Furthermore, even though a plurality of substrate unconnecting terminals are present, the substrate unconnecting terminals are connected to at least one substrate connecting terminal by the protection element described above, so that a circuit connected to the substrate unconnecting terminals can assure sufficient isolation from the first internal circuit 3 and the semiconductor substrate 2 while realizing a high electrostatic withstand voltage.
The present invention has been described with respect to the specific embodiments. However, many other modifications and corrections and other usage are apparent to a person skilled in the art. Therefore, the present invention is not limited to the specific disclosure described above, and can be limited by only the accompanying scope of claims.

INDUSTRIAL APPLICABILITY

An electrostatic breakdown protection element according to the present invention can be used in a semiconductor device or the like which requires a high electrostatic withstand voltage and high-frequency characteristics. In addition, a semiconductor device having the electrostatic breakdown protection element according to the present invention can be applied to a notebook personal computer, a mobile telephone, and the like.

Claims

1. A semiconductor device having an electrostatic breakdown protection element, comprising:

a semiconductor substrate on which an integrated circuit is formed;

a first ground terminal and a second ground terminal for electrically connecting the integrated circuit to an external ground electrode; and

said electrostatic breakdown protection element which comprises of an interconnection for electrically connecting the first ground terminal with the second ground terminal,

wherein the first ground terminal is electrically connected to the semiconductor substrate, and the second ground terminal is not electrically connected to the semiconductor substrate.

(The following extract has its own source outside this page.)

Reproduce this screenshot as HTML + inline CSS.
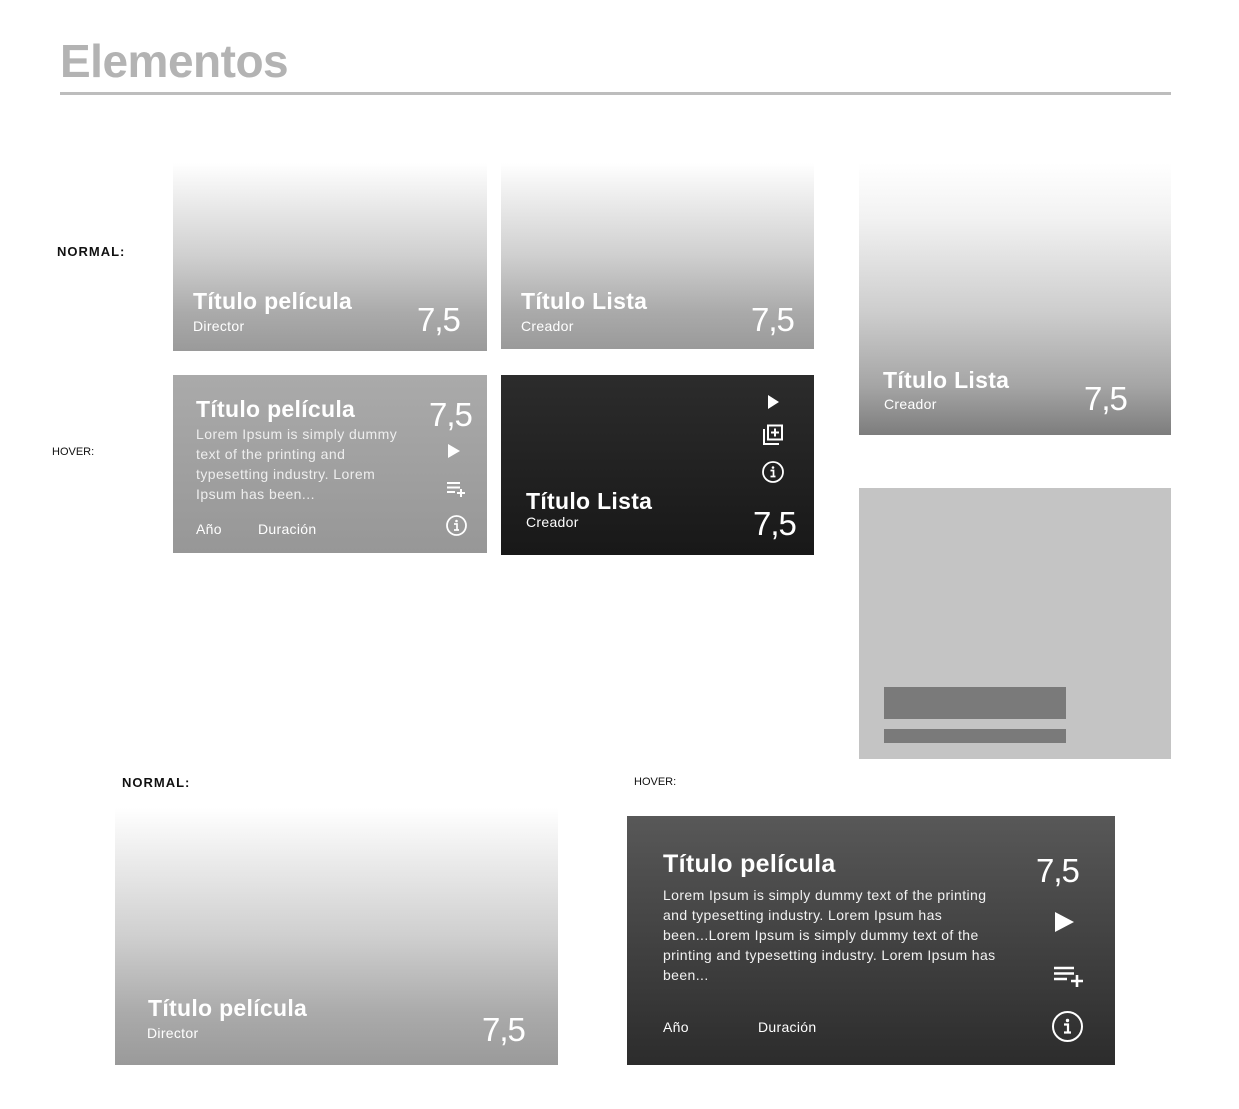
<!DOCTYPE html>
<html><head><meta charset="utf-8"><style>
*{margin:0;padding:0;box-sizing:border-box}
body{width:1239px;height:1109px;background:#fff;position:relative;overflow:hidden;font-family:"Liberation Sans",sans-serif}
.a{position:absolute;white-space:nowrap;line-height:1}
.box{position:absolute}
.norm{background:linear-gradient(to bottom,#fff 0%,#f3f3f3 12%,#cfcfcf 50%,#aaa 80%,#9a9a9a 100%)}
.t{font-weight:bold;font-size:23px;color:#fff}
.s{font-size:14px;color:#fff;letter-spacing:0.3px}
.r{font-size:33px;color:#fff;font-weight:300;letter-spacing:-1px}
.p{position:absolute;font-size:14px;line-height:20px;color:#eee;white-space:nowrap;letter-spacing:0.45px}
svg{position:absolute}
</style></head><body>
<div class="a" style="left:60px;top:38px;font-size:46px;font-weight:bold;color:#b3b3b3;letter-spacing:-0.5px">Elementos</div>
<div class="box" style="left:60px;top:92px;width:1111px;height:3px;background:#bdbdbd"></div>

<div class="a" style="left:57px;top:245px;font-size:13px;font-weight:bold;letter-spacing:1px;color:#111">NORMAL:</div>
<div class="a" style="left:52px;top:447px;font-size:11px;color:#111">HOVER:</div>

<!-- card1 -->
<div class="box norm" style="left:173px;top:163px;width:314px;height:188px"></div>
<div class="a t" style="left:193px;top:290px;letter-spacing:0.3px">Título película</div>
<div class="a s" style="left:193px;top:319px">Director</div>
<div class="a r" style="left:417px;top:303px">7,5</div>

<!-- card2 -->
<div class="box norm" style="left:501px;top:163px;width:313px;height:186px"></div>
<div class="a t" style="left:521px;top:290px;letter-spacing:0.3px">Título Lista</div>
<div class="a s" style="left:521px;top:319px">Creador</div>
<div class="a r" style="left:751px;top:303px">7,5</div>

<!-- card3 -->
<div class="box" style="left:859px;top:163px;width:312px;height:272px;background:linear-gradient(to bottom,#fff 0%,#f2f2f2 20%,#cdcdcd 55%,#a5a5a5 82%,#7d7d7d 100%)"></div>
<div class="a t" style="left:883px;top:369px;letter-spacing:0.3px">Título Lista</div>
<div class="a s" style="left:884px;top:397px">Creador</div>
<div class="a r" style="left:1084px;top:382px">7,5</div>

<!-- placeholder -->
<div class="box" style="left:859px;top:488px;width:312px;height:271px;background:#c4c4c4"></div>
<div class="box" style="left:884px;top:687px;width:182px;height:32px;background:#7a7a7a"></div>
<div class="box" style="left:884px;top:729px;width:182px;height:14px;background:#7a7a7a"></div>

<!-- hover1 -->
<div class="box" style="left:173px;top:375px;width:314px;height:178px;background:linear-gradient(to bottom,#aaa,#979797)"></div>
<div class="a t" style="left:196px;top:398px;letter-spacing:0.3px">Título película</div>
<div class="p" style="left:196px;top:424px">Lorem Ipsum is simply dummy<br>text of the printing and<br>typesetting industry. Lorem<br>Ipsum has been...</div>
<div class="a r" style="left:429px;top:398px">7,5</div>
<svg style="left:446px;top:443px" width="16" height="16" viewBox="0 0 16 16"><path d="M2 1L14 8L2 15Z" fill="#fff"/></svg>
<svg style="left:446px;top:480px" width="22" height="18" viewBox="0 0 22 18"><path d="M1 3h13M1 7.5h13M1 12h8M15 9v8M11 13h8" stroke="#fff" stroke-width="2" fill="none"/></svg>
<svg style="left:445px;top:514px" width="23" height="23" viewBox="0 0 23 23"><circle cx="11.5" cy="11.5" r="9.5" stroke="#fff" stroke-width="1.8" fill="none"/><circle cx="11.5" cy="7" r="1.3" fill="#fff"/><path d="M9 10h3v6M9 16h5" stroke="#fff" stroke-width="1.7" fill="none"/></svg>
<div class="a s" style="left:196px;top:522px">Año</div>
<div class="a s" style="left:258px;top:522px">Duración</div>

<!-- hover2 -->
<div class="box" style="left:501px;top:375px;width:313px;height:180px;background:linear-gradient(to bottom,#2c2c2c,#181818)"></div>
<svg style="left:766px;top:394px" width="16" height="16" viewBox="0 0 16 16"><path d="M2 1L13 8L2 15Z" fill="#fff"/></svg>
<svg style="left:762px;top:424px" width="22" height="22" viewBox="0 0 22 22"><path d="M2 5v15h15" stroke="#fff" stroke-width="2" fill="none"/><rect x="6" y="1.5" width="14" height="14" stroke="#fff" stroke-width="2" fill="none"/><path d="M13 4.5v8M9 8.5h8" stroke="#fff" stroke-width="2"/></svg>
<svg style="left:761px;top:460px" width="24" height="24" viewBox="0 0 24 24"><circle cx="12" cy="12" r="10" stroke="#fff" stroke-width="1.8" fill="none"/><circle cx="12" cy="7.5" r="1.3" fill="#fff"/><path d="M9.5 10.5h3v6M9.5 16.5h5" stroke="#fff" stroke-width="1.7" fill="none"/></svg>
<div class="a t" style="left:526px;top:490px;letter-spacing:0.3px">Título Lista</div>
<div class="a s" style="left:526px;top:515px">Creador</div>
<div class="a r" style="left:753px;top:507px">7,5</div>

<!-- bottom labels -->
<div class="a" style="left:122px;top:776px;font-size:13px;font-weight:bold;letter-spacing:1px;color:#111">NORMAL:</div>
<div class="a" style="left:634px;top:777px;font-size:11px;color:#111">HOVER:</div>

<!-- bottom normal -->
<div class="box norm" style="left:115px;top:808px;width:443px;height:257px"></div>
<div class="a t" style="left:148px;top:997px;letter-spacing:0.3px">Título película</div>
<div class="a s" style="left:147px;top:1026px">Director</div>
<div class="a r" style="left:482px;top:1013px">7,5</div>

<!-- bottom hover -->
<div class="box" style="left:627px;top:816px;width:488px;height:249px;background:linear-gradient(to bottom,#585858,#2c2c2c)"></div>
<div class="a t" style="left:663px;top:852px;font-size:25px;letter-spacing:0.3px">Título película</div>
<div class="p" style="left:663px;top:885px;color:#f2f2f2;letter-spacing:0.4px">Lorem Ipsum is simply dummy text of the printing<br>and typesetting industry. Lorem Ipsum has<br>been...Lorem Ipsum is simply dummy text of the<br>printing and typesetting industry. Lorem Ipsum has<br>been...</div>
<div class="a r" style="left:1036px;top:854px">7,5</div>
<svg style="left:1054px;top:911px" width="22" height="22" viewBox="0 0 22 22"><path d="M1 1L20 11L1 21Z" fill="#fff"/></svg>
<svg style="left:1053px;top:965px" width="33" height="22" viewBox="0 0 33 22"><path d="M1 3h20M1 8.5h20M1 14h13M24 10v12M18 16h12" stroke="#fff" stroke-width="2.6" fill="none"/></svg>
<svg style="left:1051px;top:1010px" width="33" height="33" viewBox="0 0 33 33"><circle cx="16.5" cy="16.5" r="14.5" stroke="#fff" stroke-width="2" fill="none"/><circle cx="16.5" cy="10.5" r="1.7" fill="#fff"/><path d="M13 14.5h4v8M13 22.5h7" stroke="#fff" stroke-width="2.2" fill="none"/></svg>
<div class="a s" style="left:663px;top:1020px">Año</div>
<div class="a s" style="left:758px;top:1020px">Duración</div>
</body></html>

2. The semiconductor device having the electrostatic breakdown protection element according to claim 1, wherein the integrated circuit comprises a first circuit which is connected to the first ground terminal and a second circuit which is connected to the second ground terminal.

3. The semiconductor device having the electrostatic breakdown protection element according to claim 2, wherein the second circuit is a low noise amplifier circuit and the first circuit is a control circuit for controlling a current flowing in the low noise amplifier circuit.

4. The semiconductor device having the electrostatic breakdown protection element according to claim 1, further comprising a laminate portion constructed by alternatively stacking at least one interconnection layer and at least one insulating layer formed above the semiconductor substrate,

wherein the electrostatic breakdown protection element is provided in the interconnection layer farthest apart from the semiconductor substrate.

5. The semiconductor device having the electrostatic breakdown protection element according to claim 1, further comprising a laminate portion constructed by alternatively stacking at least one interconnection layer and at least one insulating layer formed above the semiconductor substrate, and

a package including the semiconductor substrate and the laminate portion inside thereof,

wherein the package is a ball grid array package or a wafer level chip size package, and at least one of the interconnection layers is a re-interconnection layer, and the electrostatic breakdown protection element is provided in the re-interconnection layer.

6. The semiconductor device having the electrostatic breakdown protection element according to claim 1, wherein the electrostatic breakdown protection element is an aluminum interconnection.

7. The semiconductor device having the electrostatic breakdown protection element according to claim 1, wherein the electrostatic breakdown protection element is a copper interconnection.

8. The semiconductor device having the electrostatic breakdown protection element according to claim 1, wherein the length between the first ground terminal and the second ground terminal of the electrostatic breakdown protection element is equal to or larger than 2 mm.